The authors get full credit for reporting this—but no credit for realizing what this sort of thing does to their analysis! They consistently report their successes in detail and downplay the null findings. That’s called capitalizing on chance.
Published in Psychological Science: if we reward this sort of research behavior, I see no reason we won’t get lots more of it. I have no reason to think the authors and journal editor are trying to mislead anyone; rather, I’m guessing they’re true believers. They did their own replication and it failed. But they did not do the next step and place their theory and methods under criticism. Too bad.
Update, 9 years later
The above post appeared in Dec 2015. I looked up the article in question on Google Scholar, and it’s only been cited 23 times.

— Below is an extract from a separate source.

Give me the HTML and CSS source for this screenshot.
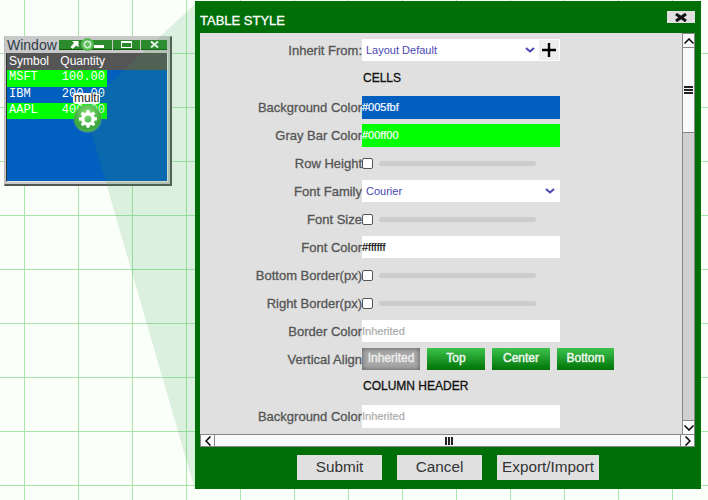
FILE: index.html
```html
<!DOCTYPE html>
<html lang="en">
<head>
<meta charset="utf-8">
<title>Table Style</title>
<link rel="stylesheet" href="styles.css">
</head>
<body>
<svg class="wedge" width="708" height="500"><polygon points="84,107 195,4 195,490" fill="#3f9f4f" fill-opacity="0.16"/></svg>

<section class="window">
  <div class="win-title">
    <span class="win-name">Window</span>
    <div class="win-btns">
      <span class="win-btn wb-a"><svg width="9" height="9" viewBox="0 0 9 9"><path d="M2 1h6.500v6.500L6.500 5.500 2.500 9 0.500 7 4 3z" fill="#fff"/></svg><i class="dash"></i></span>
      <span class="win-btn wb-b"><i class="max"></i></span>
      <span class="win-btn wb-c"><svg width="9" height="7" viewBox="0 0 9 7"><path d="M1 0.500l7 6M8 0.500l-7 6" stroke="#fff" stroke-width="2"/></svg></span>
    </div>
  </div>
  <div class="win-body">
    <div class="t-head"><span class="c1">Symbol</span><span class="c2">Quantity</span></div>
    <div class="t-row green first"><span class="c1">MSFT</span><span class="c2">100.00</span></div>
    <div class="t-row"><span class="c1">IBM</span><span class="c2">200.00</span></div>
    <div class="t-row green"><span class="c1">AAPL</span><span class="c2">400.00</span></div>
  </div>
</section>

<span class="mini-gear"></span>
<span class="multi">multi</span>
<span class="gear">
  <svg width="18" height="18" viewBox="0 0 18 18"><path fill="#fff" fill-rule="evenodd" d="M7.600 0h2.800l.4 2.400 1.500.6 2-1.400 2 2-1.400 2 .6 1.500 2.400.4v2.800l-2.400.4-.6 1.500 1.400 2-2 2-2-1.400-1.500.6-.4 2.400H7.600l-.4-2.400-1.500-.6-2 1.400-2-2 1.400-2-.6-1.500L0 10.400V7.600l2.400-.4.6-1.500-1.400-2 2-2 2 1.400 1.500-.6zM9 5.500a3.500 3.500 0 1 0 0 7 3.500 3.500 0 0 0 0-7z"/></svg>
</span>

<section class="dialog">
  <header class="d-title">
    <h1>TABLE STYLE</h1>
    <button class="d-close" type="button"><svg width="16" height="9" viewBox="0 0 16 9"><path d="M3 1l10 7M13 1L3 8" stroke="#111" stroke-width="3"/></svg></button>
  </header>
  <div class="d-panel">
    <div class="d-main">
      <div class="form">
        <div class="row r-first"><label>Inherit From:</label>
          <div class="select with-plus"><span>Layout Default</span><svg class="chev" width="10" height="6" viewBox="0 0 10 6"><path d="M1 1l4 3.500L9 1" fill="none" stroke="#4a46b0" stroke-width="2"/></svg><b class="plus"><svg width="14" height="14" viewBox="0 0 14 14"><path d="M7 0v14M0 7h14" stroke="#000" stroke-width="2.400"/></svg></b></div></div>
        <div class="row r-head"><label></label><strong>CELLS</strong></div>
        <div class="row r-gap"><label>Background Color</label><div class="input blue">#005fbf</div></div>
        <div class="row"><label>Gray Bar Color</label><div class="input lime">#00ff00</div></div>
        <div class="row"><label>Row Height</label><div class="slide"><i class="check"></i><i class="track"></i></div></div>
        <div class="row"><label>Font Family</label><div class="select"><span>Courier</span><svg class="chev" width="10" height="6" viewBox="0 0 10 6"><path d="M1 1l4 3.500L9 1" fill="none" stroke="#4a46b0" stroke-width="2"/></svg></div></div>
        <div class="row"><label>Font Size</label><div class="slide"><i class="check"></i><i class="track"></i></div></div>
        <div class="row"><label>Font Color</label><div class="input dark">#ffffff</div></div>
        <div class="row"><label>Bottom Border(px)</label><div class="slide"><i class="check"></i><i class="track"></i></div></div>
        <div class="row"><label>Right Border(px)</label><div class="slide"><i class="check"></i><i class="track"></i></div></div>
        <div class="row"><label>Border Color</label><div class="input muted">Inherited</div></div>
        <div class="row"><label>Vertical Align</label>
          <div class="aligns"><span class="al sel">Inherited</span><span class="al a-top">Top</span><span class="al a-center">Center</span><span class="al a-bottom">Bottom</span></div></div>
        <div class="row r-head2"><label></label><strong>COLUMN HEADER</strong></div>
        <div class="row r-gap2"><label>Background Color</label><div class="input muted tall">Inherited</div></div>
        <div class="row r-cut"><label></label><div class="input"></div></div>
      </div>
      <div class="vbar">
        <span class="sb-btn"><svg width="10" height="6" viewBox="0 0 10 6"><path d="M0.500 5.500L5 1l4.500 4.500" fill="none" stroke="#000" stroke-width="1.500"/></svg></span>
        <span class="v-thumb"><i></i><i></i><i></i></span>
        <span class="v-rest"></span>
        <span class="sb-btn sb-end"><svg width="10" height="6" viewBox="0 0 10 6"><path d="M0.500 0.500L5 5l4.500-4.500" fill="none" stroke="#000" stroke-width="1.500"/></svg></span>
      </div>
    </div>
    <div class="hbar">
      <span class="sb-btn h"><svg width="6" height="10" viewBox="0 0 6 10"><path d="M5.500 0.500L1 5l4.500 4.500" fill="none" stroke="#000" stroke-width="1.500"/></svg></span>
      <span class="h-thumb"><i></i><i></i><i></i></span>
      <span class="sb-btn h"><svg width="6" height="10" viewBox="0 0 6 10"><path d="M0.500 0.500L5 5 0.500 9.500" fill="none" stroke="#000" stroke-width="1.500"/></svg></span>
    </div>
  </div>
  <footer class="d-foot">
    <button class="btn" type="button">Submit</button>
    <button class="btn" type="button">Cancel</button>
    <button class="btn btn-wide" type="button">Export/Import</button>
  </footer>
</section>
</body>
</html>
```

FILE: styles.css
```css
* { box-sizing: border-box; }
html, body { margin: 0; height: 100%; overflow: hidden; }
body {
  position: relative;
  width: 708px;
  height: 500px;
  font-family: "Liberation Sans", Arial, sans-serif;
  background-color: #fafffa;
  background-image:
    linear-gradient(to right, #a9e6aa 1px, transparent 1px),
    linear-gradient(to bottom, #a9e6aa 1px, transparent 1px);
  background-size: 54px 54px;
  background-position: 24px 53px;
}

/* desktop window */
.window {
  position: absolute;
  left: 4px;
  top: 36px;
  width: 168px;
  height: 150px;
  background: #c8c8c8;
  border-right: 2px solid #555;
  border-bottom: 2px solid #555;
  border-left: 1px solid #bbb;
  border-top: 1px solid #ccc;
  padding: 2px 2px 0 1px;
}
.win-title { display: flex; align-items: center; height: 11px; justify-content: space-between; }
.win-name { font-size: 14px; color: #2f3b4a; line-height: 14px; margin: 1px 0 0 1px; }
.win-btns { display: flex; gap: 1px; height: 10px; margin-right: 1px; margin-top: 1px; }
.win-btn { display: flex; align-items: center; justify-content: center; background: #2b8a2b; border-bottom: 1px solid #0b5c0b; }
.wb-a { width: 53px; gap: 12px; padding-left: 2px; }
.wb-b { width: 27px; }
.wb-c { width: 26px; }
.dash { width: 10px; height: 3px; background: #fff; margin-top: 3px; margin-left: 3px; }
.max { width: 11px; height: 7px; border: 1px solid #fff; border-top-width: 2px; }
.win-body {
  margin-top: 3px;
  height: 129px;
  background: #005fbf;
  border-right: 1px solid #e6e6e6;
  border-bottom: 1px solid #e6e6e6;
  border-left: 1px solid #333;
  color: #fff;
}
.t-head { display: flex; height: 17px; line-height: 17px; background: #555; font-size: 12px; }
.t-row {
  display: flex;
  width: 100px;
  height: 16px;
  line-height: 15px;
  font-family: "Liberation Mono", "Courier New", monospace;
  font-size: 12px;
}
.t-row.first { height: 17px; }
.t-row.green { background: #00ff00; }
.c1 { width: 50px; padding-left: 2px; }
.c2 { width: 50px; padding-right: 2px; text-align: right; white-space: nowrap; }

.wedge { position: absolute; left: 0; top: 0; z-index: 2; pointer-events: none; }

.mini-gear {
  position: absolute; z-index: 3;
  left: 81px; top: 38px; width: 13px; height: 13px; border-radius: 50%;
  background: radial-gradient(circle, #5fc05f 0 2px, #cfeccf 2.500px 3.500px, #55bb55 4.500px 100%);
}
.multi {
  position: absolute; z-index: 4;
  left: 73px; top: 93px; height: 11px; line-height: 10px; padding: 0 1px;
  background: #fff; border-radius: 3px; font-size: 12px; color: #222;
}
.gear {
  position: absolute; z-index: 3;
  left: 74px; top: 105px; width: 27px; height: 27px; border-radius: 50%;
  display: flex; align-items: center; justify-content: center;
  background: radial-gradient(circle at 50% 30%, #88e078, #3aa53a 65%, #6fc96f 100%);
  box-shadow: 0 0 2px #9a9;
}

/* dialog */
.dialog {
  position: absolute;
  z-index: 5;
  left: 195px;
  top: 1px;
  width: 506px;
  height: 488px;
  background: #006f07;
  display: flex;
  flex-direction: column;
  padding: 0 6px 0 5px;
}
.d-title { height: 32px; display: flex; justify-content: space-between; align-items: flex-start; flex: none; }
.d-title h1 { margin: 13px 0 0; font-size: 13px; line-height: 14px; font-weight: 400; color: #fff; -webkit-text-stroke: 0.3px #fff; }
.d-close { margin: 10px 0 0; width: 28px; height: 12px; padding: 0; border: 0; background: #e0e0e0; display: flex; align-items: center; justify-content: center; }
.d-panel { height: 414px; flex: none; background: #e0e0e0; display: flex; flex-direction: column; }
.d-main { flex: 1; min-height: 0; display: flex; }
.form { flex: 1; min-width: 0; overflow: hidden; }

.row { display: flex; align-items: center; height: 28px; }
.row label {
  width: 162px; flex: none; text-align: right; font-size: 13px; color: #555;
  -webkit-text-stroke: 0.3px #555; white-space: nowrap;
}
.r-first { margin-top: 3px; }
.r-head { height: 28px; }
.r-head strong, .r-head2 strong { font-size: 12px; font-weight: 400; color: #111; -webkit-text-stroke: 0.3px #111; padding-left: 1px; }
.r-gap { margin-top: 1px; }
.r-head2 { height: 26px; }
.r-gap2 { margin-top: 3px; }
.r-cut { margin-top: 3px; }

.input, .select { width: 198px; background: #fff; font-size: 11px; display: flex; align-items: center; }
.input { height: 22px; -webkit-text-stroke: 0.2px currentColor; }
.blue { background: #005fbf; color: #fff; height: 23px; }
.lime { background: #00ff00; color: #fff; height: 23px; }
.tall { height: 23px; }
.dark { color: #111; }
.muted { color: #aaa; }
.select { position: relative; color: #4a46b0; padding-left: 4px; justify-content: space-between; padding-right: 5px; height: 22px; }
.with-plus { padding-right: 25px; }
.chev { flex: none; }
.plus { position: absolute; right: 1px; top: 1px; width: 20px; height: 20px; background: #eee; display: flex; align-items: center; justify-content: center; }

.slide { display: flex; align-items: center; width: 198px; }
.check { width: 11px; height: 11px; background: #fff; border: 1px solid #555; border-radius: 2px; flex: none; }
.track { margin-left: 6px; width: 157px; height: 5px; border-radius: 3px; background: #ccc; }

.aligns { display: flex; gap: 7px; }
.al { height: 22px; line-height: 21px; width: 58px; text-align: center; font-size: 12px; color: #f2f8f2; -webkit-text-stroke: 0.4px #f2f8f2; background: linear-gradient(#3cc34c, #007307); }
.al.sel { color: #eee; -webkit-text-stroke: 0.4px #eee; background: #a8a8a8; box-shadow: inset 0 0 5px #555; }
.a-bottom { width: 57px; }

/* scrollbars */
.vbar { width: 13px; flex: none; display: flex; flex-direction: column; background: #d0d0d0; border-left: 1px solid #888; border-right: 1px solid #888; }
.sb-btn { flex: none; height: 15px; display: flex; align-items: center; justify-content: center; background: #fafafa; border-top: 1px solid #888; border-bottom: 1px solid #888; }
.sb-end { border-bottom: 0; height: 14px; }
.v-thumb { height: 85px; flex: none; background: #fafafa; display: flex; flex-direction: column; align-items: center; justify-content: center; gap: 1px; border-bottom: 1px solid #888; }
.v-thumb i { width: 9px; height: 2px; background: #222; }
.v-rest { flex: 1; }
.hbar { height: 13px; flex: none; display: flex; background: #fafafa; border: 1px solid #888; }
.sb-btn.h { width: 14px; height: 11px; border: 0; border-right: 1px solid #888; background: #fafafa; }
.sb-btn.h:last-child { border-right: 0; border-left: 1px solid #888; }
.h-thumb { flex: 1; display: flex; justify-content: center; align-items: center; gap: 1px; padding-left: 2px; }
.h-thumb i { width: 2px; height: 8px; background: #222; }

/* footer */
.d-foot { flex: none; display: flex; gap: 15px; padding: 8px 0 0 97px; }
.btn { width: 85px; height: 25px; padding: 0 0 2px; border: 0; background: #e0e0e0; color: #333; font-family: inherit; font-size: 15.3px; }
.btn-wide { width: 102px; }
```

OK, that’s about 23 more than it should be, but at least we’re not approaching that notorious elderly-walking paper, which has now been cited a stunning 6683 times in the nearly thirty years since its publication, including completely uncritically in an article in Lancet (of course), published many years after the non-replications and general debunking of that paper.
So, yeah, 23 citations . . . that’s not too much damage.
Still, I feel that academic social psychology has not fully come to terms with the terrible papers they were publishing in their flagship journal during those bad years of the mid-2010s. At worst, leaders in the field continue actively promoting this stuff; other times, it seems that they just act as if it never happened.
And, as always, let me emphasize that I’m not saying that the authors of these papers are bad people, or even that they were less than honest in their work. Unfortunately, honesty and transparency are not enuf. Science is about truth, not good intentions, and real scientific discovery comes from some combination of theory and measurement, not the ability to follow the protocols to get a paper published in a leading journal.